If the SPI slave is intended to always send current time on each transfer, then it can't insert the first byte of data on speculation. So the master must either activate the select signal with some margin, or the master must know that a four byte time stamp from the slave requires the master to send 5 bytes, where the first byte is just a dummy transfer.
In your case, you seem to be using CPHA=1. In that case, the SSEL signal will always go inactive between transfers. That makes sure that you get enough reaction time between two transfers.
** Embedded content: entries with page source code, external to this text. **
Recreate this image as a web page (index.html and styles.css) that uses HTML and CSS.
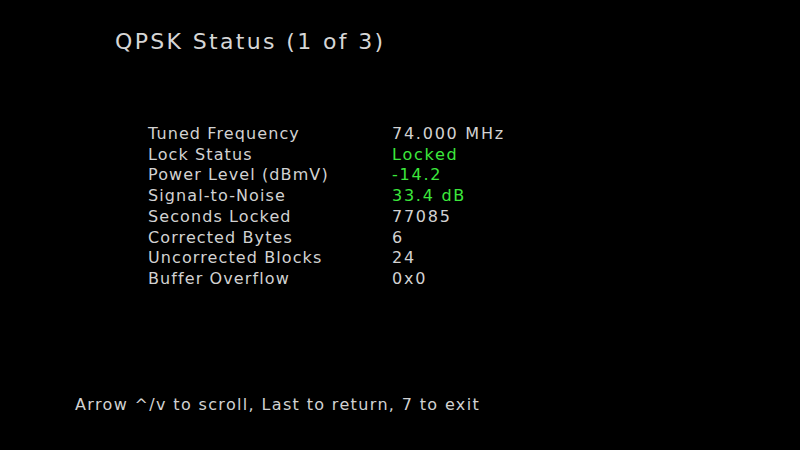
FILE: index.html
```html
<!DOCTYPE html>
<html>
<head>
<meta charset="utf-8">
<link rel="stylesheet" href="styles.css">
</head>
<body>
<div class="screen">
  <h1 class="title">QPSK Status (1 of 3)</h1>
  <div class="table">
    <div class="label">Tuned Frequency</div><div class="value">74.000 MHz</div>
    <div class="label">Lock Status</div><div class="value ok">Locked</div>
    <div class="label">Power Level (dBmV)</div><div class="value ok">-14.2</div>
    <div class="label">Signal-to-Noise</div><div class="value ok">33.4 dB</div>
    <div class="label">Seconds Locked</div><div class="value">77085</div>
    <div class="label">Corrected Bytes</div><div class="value">6</div>
    <div class="label">Uncorrected Blocks</div><div class="value">24</div>
    <div class="label">Buffer Overflow</div><div class="value">0x0</div>
  </div>
  <div class="footer">Arrow ^/v to scroll, Last to return, 7 to exit</div>
</div>
</body>
</html>
```
FILE: styles.css
```css
html, body {
  margin: 0;
  padding: 0;
  background: #000;
}
.screen {
  width: 800px;
  height: 450px;
  background: #000;
  color: #d2d2d2;
  font-family: "DejaVu Sans", sans-serif;
  display: flex;
  flex-direction: column;
  box-sizing: border-box;
}
.title {
  margin: 28px 0 0 115px;
  font-size: 22px;
  font-weight: normal;
  line-height: 28px;
  letter-spacing: 2.35px;
  color: #d6d6d6;
}
.table {
  margin: 68px 0 0 148px;
  display: grid;
  grid-template-columns: 244px auto;
  font-size: 16px;
  line-height: 20.7px;
}
.label {
  letter-spacing: 1.1px;
}
.value {
  letter-spacing: 1.75px;
}
.value.ok {
  color: #3ce83c;
}
.footer {
  margin: auto 0 35px 75px;
  font-size: 16px;
  line-height: 20px;
  letter-spacing: 1.35px;
}
```
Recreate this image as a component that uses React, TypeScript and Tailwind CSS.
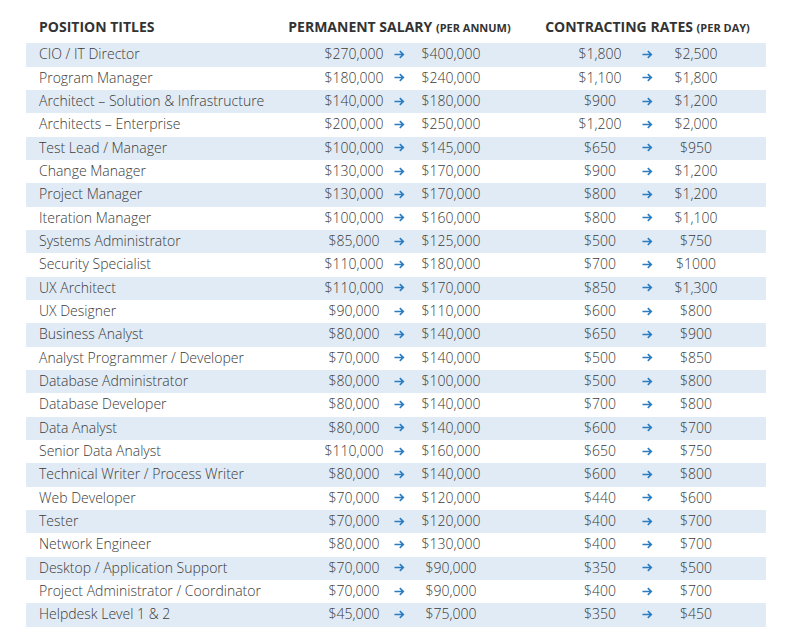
import React from "react";

const rows: [string, string, string, string, string][] = [
  ["CIO / IT Director", "$270,000", "$400,000", "$1,800", "$2,500"],
  ["Program Manager", "$180,000", "$240,000", "$1,100", "$1,800"],
  ["Architect – Solution & Infrastructure", "$140,000", "$180,000", "$900", "$1,200"],
  ["Architects – Enterprise", "$200,000", "$250,000", "$1,200", "$2,000"],
  ["Test Lead / Manager", "$100,000", "$145,000", "$650", "$950"],
  ["Change Manager", "$130,000", "$170,000", "$900", "$1,200"],
  ["Project Manager", "$130,000", "$170,000", "$800", "$1,200"],
  ["Iteration Manager", "$100,000", "$160,000", "$800", "$1,100"],
  ["Systems Administrator", "$85,000", "$125,000", "$500", "$750"],
  ["Security Specialist", "$110,000", "$180,000", "$700", "$1000"],
  ["UX Architect", "$110,000", "$170,000", "$850", "$1,300"],
  ["UX Designer", "$90,000", "$110,000", "$600", "$800"],
  ["Business Analyst", "$80,000", "$140,000", "$650", "$900"],
  ["Analyst Programmer / Developer", "$70,000", "$140,000", "$500", "$850"],
  ["Database Administrator", "$80,000", "$100,000", "$500", "$800"],
  ["Database Developer", "$80,000", "$140,000", "$700", "$800"],
  ["Data Analyst", "$80,000", "$140,000", "$600", "$700"],
  ["Senior Data Analyst", "$110,000", "$160,000", "$650", "$750"],
  ["Technical Writer / Process Writer", "$80,000", "$140,000", "$600", "$800"],
  ["Web Developer", "$70,000", "$120,000", "$440", "$600"],
  ["Tester", "$70,000", "$120,000", "$400", "$700"],
  ["Network Engineer", "$80,000", "$130,000", "$400", "$700"],
  ["Desktop / Application Support", "$70,000", "$90,000", "$350", "$500"],
  ["Project Administrator / Coordinator", "$70,000", "$90,000", "$400", "$700"],
  ["Helpdesk Level 1 & 2", "$45,000", "$75,000", "$350", "$450"],
];

function Arrow() {
  return (
    <svg width="11" height="9" viewBox="0 0 11 9" className="mx-auto block">
      <path d="M0.5 4.5H9.2M5.8 1.2L9.3 4.5L5.8 7.8" fill="none" stroke="#2a7cc1" strokeWidth="1.6" />
    </svg>
  );
}

export default function App() {
  return (
    <div
      className="w-[801px] h-[636px] bg-white px-[26px] text-[#3a3a3a]"
      style={{ fontFamily: '"Open Sans", sans-serif' }}
    >
      <div className="w-[740px]">
        <div className="grid grid-cols-[236px_275px_221px_8px] h-[43.33px] items-center pt-[10px] font-bold text-[#333333] text-[14px] leading-none">
          <div className="pl-[13px]">POSITION TITLES</div>
          <div className="text-center">
            PERMANENT SALARY <span className="text-[11px]">(PER ANNUM)</span>
          </div>
          <div className="text-center">
            CONTRACTING RATES <span className="text-[11px]">(PER DAY)</span>
          </div>
          <div />
        </div>
        {rows.map((r, i) => (
          <div
            key={i}
            className={`grid grid-cols-[294px_68px_22px_82px_68px_80px_14px_84px_28px] h-[23.33px] items-center text-[14px] font-light leading-none pb-[1px] ${
              i % 2 === 0 ? "bg-[#e1ebf5]" : "bg-white"
            }`}
          >
            <div className="pl-[13px] whitespace-nowrap">{r[0]}</div>
            <div className="text-center whitespace-nowrap">{r[1]}</div>
            <Arrow />
            <div className="text-center whitespace-nowrap">{r[2]}</div>
            <div />
            <div className="text-center whitespace-nowrap">{r[3]}</div>
            <Arrow />
            <div className="text-center whitespace-nowrap">{r[4]}</div>
            <div />
          </div>
        ))}
      </div>
    </div>
  );
}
By the way - do you need two SPI interfaces on the chip? If not, then I would recommend that you use SSP1 instead of SPI0. With FIFO support, it will automagically handle the read+write to keep the transfer ongoing. But same thing there - the slave must either prepare the first byte directly on SSEL activation, or even before SSEL. After that, it's enough to top up the outgoing FIFO and read out corresponding amounts of data from incomming FIFO.
Way before what - if it is an interrupt-driven transfer then the interrupt is the trigger for the next data byte. If there is no FIFO, then the mechanism for transfer can only be by this sequence. If the documentation is interpreted correctly, the slave has SCK trailing edge time to load the byte.
If the SPI slave is intended to always send current time on each transfer, then it can't insert the first byte of data on speculation
It would do so on a real-time event - the SPIF interrupt. There is no 'speculation' for an interrupt.
So the master must either activate the select signal with some margin, or the master must know that a four byte time stamp from the slave requires the master to send 5 bytes, where the first byte is just a dummy transfer.
I also dont buy into the 'preamble-type' approach to successful data transfer. If it came down to it, I would prefer to change the data to 16 bit and pad the leading or trailing bits as zeros to 'buy' time for the next transfer. Either way, the data transfer rate would be affected by whatever 'modification' is implemented.